Vocabulary Pruning as an Untracked Variable

Production inference systems frequently apply aggressive vocabulary pruning as a system optimization, restricting the output vocabulary at each step. For high-frequency, low-entropy domains like coding and math, this optimization has minimal impact because the output distribution already concentrates on a small vocabulary subset. SPEED-Bench finds substantial degradation for multilingual inputs, RAG responses, and summarization outputs, where long-tail vocabulary items appear regularly.

This is a system-algorithm interaction that only surfaces when the evaluation covers diverse domains. A benchmark built primarily from coding and math tasks would not detect vocabulary pruning degradation at all, producing an optimistic picture of a system configuration that degrades in production on mixed content workloads.

Standardizing the Measurement Infrastructure

SPEED-Bench evaluates three speculative decoding architectures: EAGLE3 (a post-trained small transformer that consumes the target model’s hidden states as input), n-gram speculation (no training required), and MTP heads co-trained with the target model itself. These represent fundamentally different engineering constraints. EAGLE3 requires retraining per target model. MTP heads require access to the training pipeline. N-gram speculation is universal but lower-quality. A benchmark that only evaluates one of these approaches is measuring a specific point in a much larger design space.

The framework runs across TensorRT-LLM, vLLM, and SGLang using pre-tokenized sequences to remove tokenizer behavior as a confounding variable. Captured metrics include step latency, user-level tokens per second, output tokens per second, and fine-grained timing from streaming responses. This separates latency effects from throughput effects rather than collapsing both into a single wall-clock speedup ratio that conflates hardware and algorithm contributions.

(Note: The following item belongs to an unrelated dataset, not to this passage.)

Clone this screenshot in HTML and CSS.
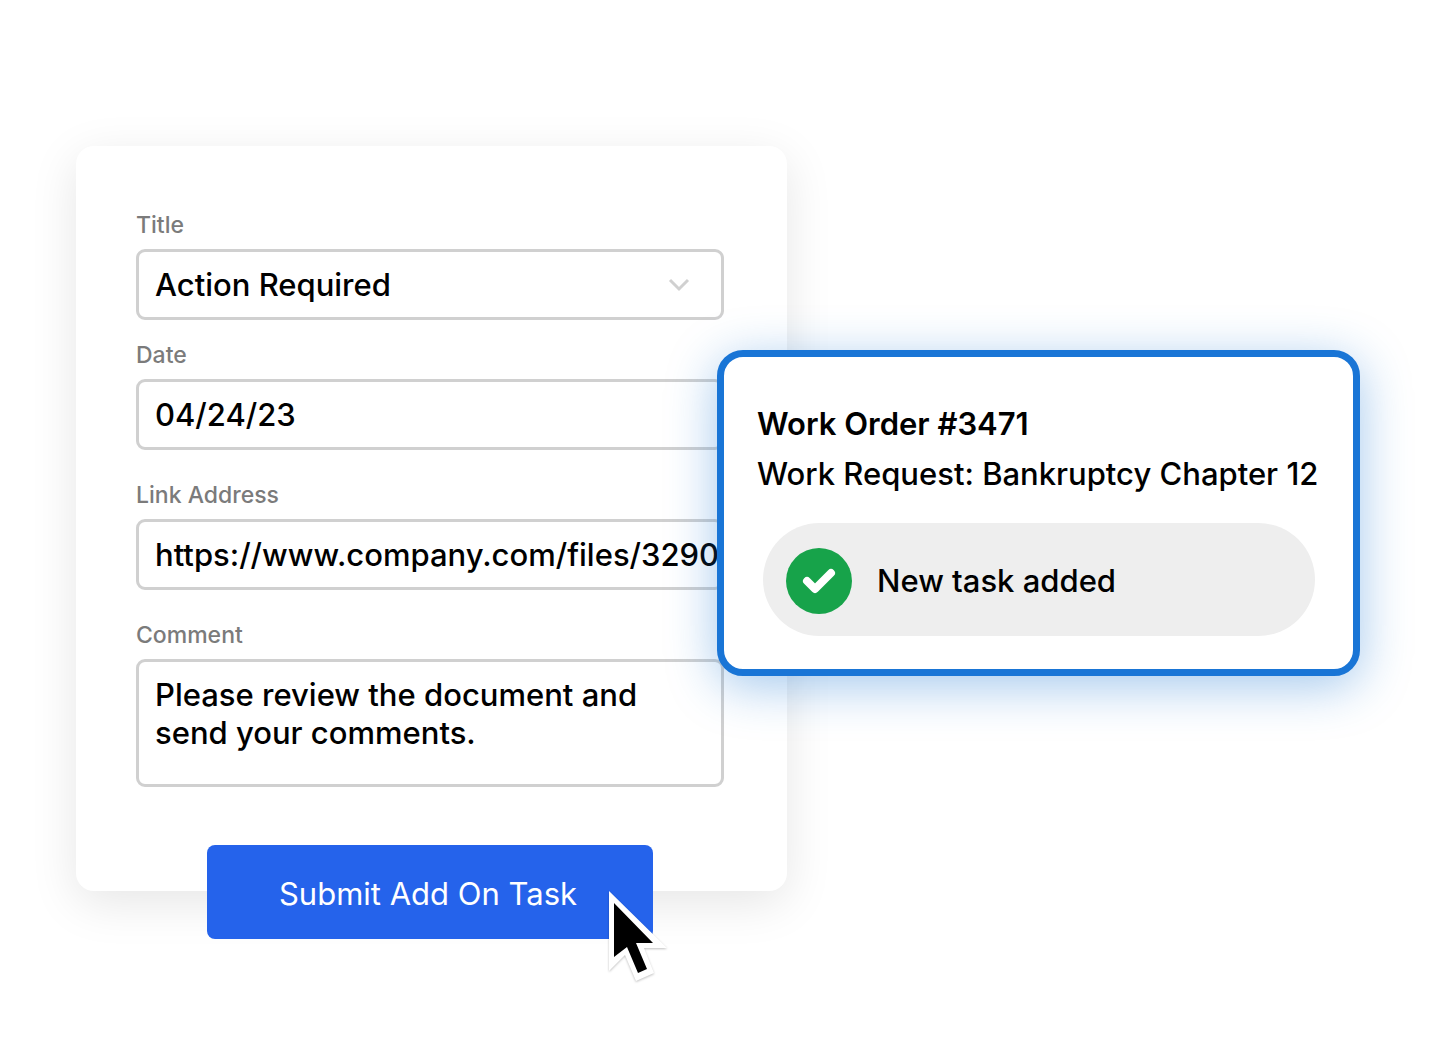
FILE: index.html
```
<!DOCTYPE html>
<html lang="en">
<head>
    <meta charset="UTF-8">
    <meta name="viewport" content="width=device-width, initial-scale=1.0">
    <title>Add On Task</title>
    <link rel="stylesheet" href="styles.css">
</head>
<body>
    <main class="scene">
        <form class="task-form">
            <div class="field">
                <label for="title">Title</label>
                <div class="select-wrap">
                    <select id="title" name="title">
                        <option>Action Required</option>
                    </select>
                    <svg class="chevron" viewBox="0 0 22 14" aria-hidden="true">
                        <path d="M2 2 L11 11 L20 2"/>
                    </svg>
                </div>
            </div>

            <div class="field">
                <label for="date">Date</label>
                <input type="text" id="date" name="date" value="04/24/23">
            </div>

            <div class="field field-spaced">
                <label for="link">Link Address</label>
                <input type="text" id="link" name="link" value="https://www.company.com/files/3290">
            </div>

            <div class="field field-spaced">
                <label for="comment">Comment</label>
                <textarea id="comment" name="comment">Please review the document and send your comments.</textarea>
            </div>

            <div class="actions">
                <button type="button">Submit Add On Task</button>
                <svg class="cursor" viewBox="0 0 66 100" aria-hidden="true">
                    <path class="cursor-edge" d="M4 4 L62 61 L39 61 L49 86 L31 94 L20 68 L4 84 Z"/>
                    <path d="M9 16 L48 56 L31 56 L42 82 L33 86 L22 60 L9 70 Z"/>
                </svg>
            </div>
        </form>

        <section class="notice">
            <h1>Work Order #3471</h1>
            <p>Work Request: Bankruptcy Chapter 12</p>
            <div class="status">
                <svg class="check" viewBox="0 0 66 66" aria-hidden="true">
                    <circle cx="33" cy="33" r="33"/>
                    <path d="M21 33 L29 41 L45 25"/>
                </svg>
                <span>New task added</span>
            </div>
        </section>
    </main>
</body>
</html>
```
FILE: styles.css
```
:root {
    --primary-color: #2563eb;
    --notice-color: #1975d6;
    --success-color: #17a34a;
    --label-color: #7b7b7b;
    --border-color: #d0d0d0;
}

* {
    box-sizing: border-box;
}

body {
    font-family: Inter, "Liberation Sans", sans-serif;
    font-size: 31px;
    font-weight: 500;
    line-height: 38px;
    background-color: white;
    color: black;
    margin: 0;
}

.scene {
    display: flex;
    align-items: flex-start;
    min-height: 100vh;
    padding: 146px 88px 120px 76px;
}

.task-form {
    flex: 1 1 711px;
    min-width: 0;
    padding: 64px 63px 0 60px;
    border-radius: 18px;
    background: white;
    box-shadow: 0 12px 48px rgba(0, 0, 0, 0.1);
}

.field + .field {
    margin-top: 20px;
}

.field + .field-spaced {
    margin-top: 30px;
}

label {
    display: block;
    margin-bottom: 9px;
    font-size: 23px;
    line-height: 30px;
    color: var(--label-color);
}

input, select, textarea {
    display: block;
    width: 100%;
    height: 71px;
    padding: 0 0 0 16px;
    border: 3px solid var(--border-color);
    border-radius: 9px;
    background: white;
    color: inherit;
    font: inherit;
    outline: none;
}

select {
    appearance: none;
}

textarea {
    height: 128px;
    padding: 14px 16px;
    resize: none;
    overflow: hidden;
}

.select-wrap {
    position: relative;
}

.chevron {
    position: absolute;
    top: 29px;
    right: 34px;
    width: 22px;
    height: 14px;
    fill: none;
    stroke: var(--border-color);
    stroke-width: 3;
    pointer-events: none;
}

/* the button hangs over the bottom edge of the form */
.actions {
    position: relative;
    width: 446px;
    max-width: 100%;
    margin: 58px auto -48px;
}

button {
    display: block;
    width: 100%;
    height: 94px;
    padding: 4px 4px 0 0;
    border: none;
    border-radius: 8px;
    background-color: var(--primary-color);
    color: white;
    font: inherit;
    font-weight: 400;
    cursor: pointer;
}

.cursor {
    position: absolute;
    top: 42px;
    right: -18px;
    width: 66px;
    height: 100px;
    pointer-events: none;
}

.cursor-edge {
    fill: white;
    filter: drop-shadow(0 1px 1px rgba(0, 0, 0, 0.25));
}

.notice {
    position: relative;
    flex: 1 1 643px;
    min-width: 0;
    margin: 204px 0 0 -70px;
    padding: 42px 32px 33px 33px;
    border: 7px solid var(--notice-color);
    border-radius: 26px;
    background: white;
    box-shadow: 0 10px 50px rgba(25, 117, 210, 0.4);
}

h1, p {
    margin: 0;
    font-size: 31px;
    line-height: 50px;
}

h1 {
    font-weight: 600;
}

.status {
    display: flex;
    align-items: center;
    gap: 25px;
    height: 113px;
    margin: 24px 6px 0;
    padding: 2px 23px 0;
    border-radius: 57px;
    background: #eeeeee;
}

.check {
    flex: none;
    width: 66px;
    height: 66px;
    fill: var(--success-color);
}

.check path {
    fill: none;
    stroke: white;
    stroke-width: 8;
    stroke-linecap: round;
    stroke-linejoin: round;
}
```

The dataset and evaluation framework are publicly available. Reproducibility is the precondition for the rest of this to matter: a benchmark where the conditions cannot be reproduced is not meaningfully different from another paper reporting favorable conditions for its method.

What Changes in Practice

If you are evaluating speculative decoding for a production serving system, single-task speedup numbers from published papers are not predictive of what you will see in deployment. The inputs users send, the batch sizes the system runs at, and the hardware in use all affect results enough to change method rankings. The 23% random token overestimation and the per-domain acceptance length variation are not edge cases; they are the normal variance of a mixed production workload.

SPEED-Bench does not resolve everything. Hardware coverage beyond NVIDIA’s own lineup, quantization interactions when target or draft models are INT8 or FP8, and the continuous batching complexity of mixed-length requests under real serving conditions all remain partially open evaluation problems. The benchmark also requires access to the specific models tested, which limits reproducibility to teams with similar infrastructure.

The core design choices, particularly the semantic diversity algorithm, the real-content-only throughput inputs, and the multi-engine standardized measurement framework, represent a meaningful step up in evaluation rigor from the prior state of per-paper ad-hoc benchmarking. Speculative decoding’s theoretical guarantees are well understood. Getting an accurate picture of when it helps in practice, by how much, and under what conditions, requires benchmarking infrastructure that takes the workload as seriously as the algorithm.